INSTRUCTIONS FOR THE TASK
Repeat the span of the entries below that starts at the line with "Generate a component" and ends at the line with "export default App;", nothing more. Skip the pictures.

• • • • •

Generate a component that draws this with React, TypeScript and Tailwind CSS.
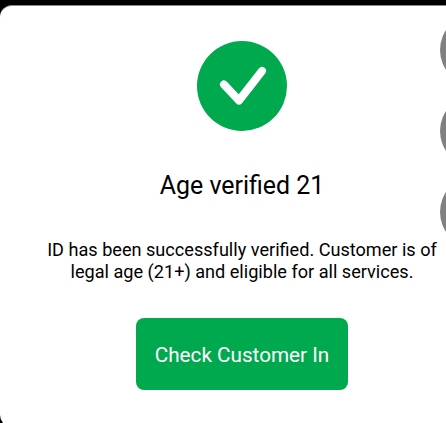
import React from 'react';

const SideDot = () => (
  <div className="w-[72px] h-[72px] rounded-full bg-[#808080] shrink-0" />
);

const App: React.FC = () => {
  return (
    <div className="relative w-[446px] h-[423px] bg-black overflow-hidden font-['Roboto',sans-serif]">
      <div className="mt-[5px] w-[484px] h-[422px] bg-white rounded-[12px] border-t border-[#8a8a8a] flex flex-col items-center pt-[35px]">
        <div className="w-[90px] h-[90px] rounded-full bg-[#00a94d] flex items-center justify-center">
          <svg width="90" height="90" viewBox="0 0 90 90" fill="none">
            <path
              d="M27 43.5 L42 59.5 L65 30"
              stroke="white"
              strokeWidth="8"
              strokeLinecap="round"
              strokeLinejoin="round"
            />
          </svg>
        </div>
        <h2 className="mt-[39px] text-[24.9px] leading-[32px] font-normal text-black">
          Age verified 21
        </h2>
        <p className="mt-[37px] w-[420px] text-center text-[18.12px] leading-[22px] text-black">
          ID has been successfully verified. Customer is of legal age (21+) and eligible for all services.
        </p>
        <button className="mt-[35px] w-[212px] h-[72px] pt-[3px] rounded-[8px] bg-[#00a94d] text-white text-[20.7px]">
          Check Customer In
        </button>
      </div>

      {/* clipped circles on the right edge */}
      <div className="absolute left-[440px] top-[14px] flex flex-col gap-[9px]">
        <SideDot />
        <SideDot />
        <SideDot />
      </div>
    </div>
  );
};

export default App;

• • • • •

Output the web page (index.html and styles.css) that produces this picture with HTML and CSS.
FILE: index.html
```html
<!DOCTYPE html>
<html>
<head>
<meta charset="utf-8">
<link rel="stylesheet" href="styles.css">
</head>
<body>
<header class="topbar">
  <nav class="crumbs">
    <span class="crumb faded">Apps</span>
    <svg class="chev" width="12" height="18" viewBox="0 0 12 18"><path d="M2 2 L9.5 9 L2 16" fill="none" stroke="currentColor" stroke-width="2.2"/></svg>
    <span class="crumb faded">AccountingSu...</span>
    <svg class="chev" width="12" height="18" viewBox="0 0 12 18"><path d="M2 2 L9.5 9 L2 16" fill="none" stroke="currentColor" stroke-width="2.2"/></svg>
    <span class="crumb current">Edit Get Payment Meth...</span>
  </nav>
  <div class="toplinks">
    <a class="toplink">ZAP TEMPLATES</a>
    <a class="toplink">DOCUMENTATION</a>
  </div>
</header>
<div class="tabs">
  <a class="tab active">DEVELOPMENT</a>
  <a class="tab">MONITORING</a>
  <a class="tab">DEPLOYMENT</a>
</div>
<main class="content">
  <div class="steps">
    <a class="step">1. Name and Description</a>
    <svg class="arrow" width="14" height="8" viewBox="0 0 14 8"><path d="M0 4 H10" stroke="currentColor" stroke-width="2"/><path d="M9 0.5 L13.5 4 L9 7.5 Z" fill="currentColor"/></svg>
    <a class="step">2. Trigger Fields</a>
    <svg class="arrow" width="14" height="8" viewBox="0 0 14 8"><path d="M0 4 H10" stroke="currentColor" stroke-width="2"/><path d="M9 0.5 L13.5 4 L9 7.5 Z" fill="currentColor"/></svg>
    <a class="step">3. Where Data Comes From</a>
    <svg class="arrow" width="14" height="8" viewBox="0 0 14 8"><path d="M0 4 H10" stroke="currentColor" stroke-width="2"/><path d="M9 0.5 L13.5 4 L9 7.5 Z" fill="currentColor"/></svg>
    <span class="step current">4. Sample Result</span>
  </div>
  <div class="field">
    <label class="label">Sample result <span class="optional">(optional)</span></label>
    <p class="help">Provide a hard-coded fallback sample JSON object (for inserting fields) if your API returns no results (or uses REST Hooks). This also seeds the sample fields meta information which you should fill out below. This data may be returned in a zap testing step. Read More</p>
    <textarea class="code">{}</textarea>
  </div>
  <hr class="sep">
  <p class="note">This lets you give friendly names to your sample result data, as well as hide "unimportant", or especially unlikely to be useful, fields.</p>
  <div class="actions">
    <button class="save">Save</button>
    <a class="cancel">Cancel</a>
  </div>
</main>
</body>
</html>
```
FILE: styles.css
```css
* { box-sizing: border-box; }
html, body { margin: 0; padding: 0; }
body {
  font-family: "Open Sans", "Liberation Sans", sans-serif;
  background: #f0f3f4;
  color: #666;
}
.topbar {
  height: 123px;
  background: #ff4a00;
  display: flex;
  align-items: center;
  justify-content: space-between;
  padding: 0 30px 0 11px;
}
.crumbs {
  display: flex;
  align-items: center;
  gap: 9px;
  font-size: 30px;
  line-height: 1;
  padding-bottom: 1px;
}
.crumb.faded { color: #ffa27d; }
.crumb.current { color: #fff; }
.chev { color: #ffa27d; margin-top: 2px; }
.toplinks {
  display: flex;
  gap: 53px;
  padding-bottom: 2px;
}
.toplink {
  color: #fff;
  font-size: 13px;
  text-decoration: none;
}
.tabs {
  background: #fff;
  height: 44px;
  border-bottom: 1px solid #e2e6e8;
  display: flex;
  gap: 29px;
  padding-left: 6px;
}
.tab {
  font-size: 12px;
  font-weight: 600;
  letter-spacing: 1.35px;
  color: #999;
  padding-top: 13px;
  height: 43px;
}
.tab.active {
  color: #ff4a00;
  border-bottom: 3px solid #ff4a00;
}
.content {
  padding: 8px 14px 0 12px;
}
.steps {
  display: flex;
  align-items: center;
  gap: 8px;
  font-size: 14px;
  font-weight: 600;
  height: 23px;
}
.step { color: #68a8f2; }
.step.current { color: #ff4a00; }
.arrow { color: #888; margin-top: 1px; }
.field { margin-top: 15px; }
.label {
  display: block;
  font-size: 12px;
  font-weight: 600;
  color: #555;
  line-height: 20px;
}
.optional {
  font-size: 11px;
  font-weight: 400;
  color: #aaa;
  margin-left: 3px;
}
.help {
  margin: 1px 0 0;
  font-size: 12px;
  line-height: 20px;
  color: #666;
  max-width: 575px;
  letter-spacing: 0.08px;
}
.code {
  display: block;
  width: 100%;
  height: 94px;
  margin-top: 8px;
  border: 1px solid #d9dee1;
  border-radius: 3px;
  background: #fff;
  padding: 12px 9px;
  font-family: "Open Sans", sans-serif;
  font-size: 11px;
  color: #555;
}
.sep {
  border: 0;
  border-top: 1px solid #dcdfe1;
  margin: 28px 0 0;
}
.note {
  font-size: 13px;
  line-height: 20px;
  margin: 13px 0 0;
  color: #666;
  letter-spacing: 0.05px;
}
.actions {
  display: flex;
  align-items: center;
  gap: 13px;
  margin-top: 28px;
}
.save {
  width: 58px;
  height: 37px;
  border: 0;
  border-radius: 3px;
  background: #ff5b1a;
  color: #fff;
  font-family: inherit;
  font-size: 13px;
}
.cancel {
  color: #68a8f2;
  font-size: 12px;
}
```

• • • • •

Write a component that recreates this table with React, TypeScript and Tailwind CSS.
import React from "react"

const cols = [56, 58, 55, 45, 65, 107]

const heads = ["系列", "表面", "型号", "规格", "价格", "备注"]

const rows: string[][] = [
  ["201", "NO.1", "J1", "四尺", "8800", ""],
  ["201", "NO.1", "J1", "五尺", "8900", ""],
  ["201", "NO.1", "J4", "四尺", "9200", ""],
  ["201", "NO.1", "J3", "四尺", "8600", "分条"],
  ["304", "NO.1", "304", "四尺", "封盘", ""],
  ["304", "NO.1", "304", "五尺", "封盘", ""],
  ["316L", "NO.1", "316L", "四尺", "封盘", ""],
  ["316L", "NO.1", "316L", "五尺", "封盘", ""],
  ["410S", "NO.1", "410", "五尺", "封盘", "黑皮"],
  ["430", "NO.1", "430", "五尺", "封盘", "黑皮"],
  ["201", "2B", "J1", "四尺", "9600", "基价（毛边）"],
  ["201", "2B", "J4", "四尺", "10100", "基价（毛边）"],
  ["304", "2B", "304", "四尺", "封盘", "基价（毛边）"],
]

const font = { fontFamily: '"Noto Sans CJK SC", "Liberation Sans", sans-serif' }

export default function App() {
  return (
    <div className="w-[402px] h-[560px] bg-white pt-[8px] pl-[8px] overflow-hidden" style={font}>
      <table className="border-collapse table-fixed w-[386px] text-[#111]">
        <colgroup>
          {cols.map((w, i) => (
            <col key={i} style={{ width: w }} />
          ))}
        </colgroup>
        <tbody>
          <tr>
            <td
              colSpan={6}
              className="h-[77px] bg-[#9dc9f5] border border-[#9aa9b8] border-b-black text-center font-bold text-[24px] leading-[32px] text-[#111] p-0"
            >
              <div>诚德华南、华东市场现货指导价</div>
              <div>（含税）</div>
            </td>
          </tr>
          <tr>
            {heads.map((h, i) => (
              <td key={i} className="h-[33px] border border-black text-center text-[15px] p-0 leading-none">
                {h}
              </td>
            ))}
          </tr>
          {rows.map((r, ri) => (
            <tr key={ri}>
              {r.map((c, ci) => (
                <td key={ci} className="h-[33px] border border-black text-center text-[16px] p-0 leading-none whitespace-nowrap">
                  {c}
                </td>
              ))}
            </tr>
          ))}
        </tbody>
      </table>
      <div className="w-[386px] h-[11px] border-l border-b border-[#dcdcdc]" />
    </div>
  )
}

• • • • •

CORRECT OUTPUT
Generate a component that draws this with React, TypeScript and Tailwind CSS.
import React from 'react';

const SideDot = () => (
  <div className="w-[72px] h-[72px] rounded-full bg-[#808080] shrink-0" />
);

const App: React.FC = () => {
  return (
    <div className="relative w-[446px] h-[423px] bg-black overflow-hidden font-['Roboto',sans-serif]">
      <div className="mt-[5px] w-[484px] h-[422px] bg-white rounded-[12px] border-t border-[#8a8a8a] flex flex-col items-center pt-[35px]">
        <div className="w-[90px] h-[90px] rounded-full bg-[#00a94d] flex items-center justify-center">
          <svg width="90" height="90" viewBox="0 0 90 90" fill="none">
            <path
              d="M27 43.5 L42 59.5 L65 30"
              stroke="white"
              strokeWidth="8"
              strokeLinecap="round"
              strokeLinejoin="round"
            />
          </svg>
        </div>
        <h2 className="mt-[39px] text-[24.9px] leading-[32px] font-normal text-black">
          Age verified 21
        </h2>
        <p className="mt-[37px] w-[420px] text-center text-[18.12px] leading-[22px] text-black">
          ID has been successfully verified. Customer is of legal age (21+) and eligible for all services.
        </p>
        <button className="mt-[35px] w-[212px] h-[72px] pt-[3px] rounded-[8px] bg-[#00a94d] text-white text-[20.7px]">
          Check Customer In
        </button>
      </div>

      {/* clipped circles on the right edge */}
      <div className="absolute left-[440px] top-[14px] flex flex-col gap-[9px]">
        <SideDot />
        <SideDot />
        <SideDot />
      </div>
    </div>
  );
};

export default App;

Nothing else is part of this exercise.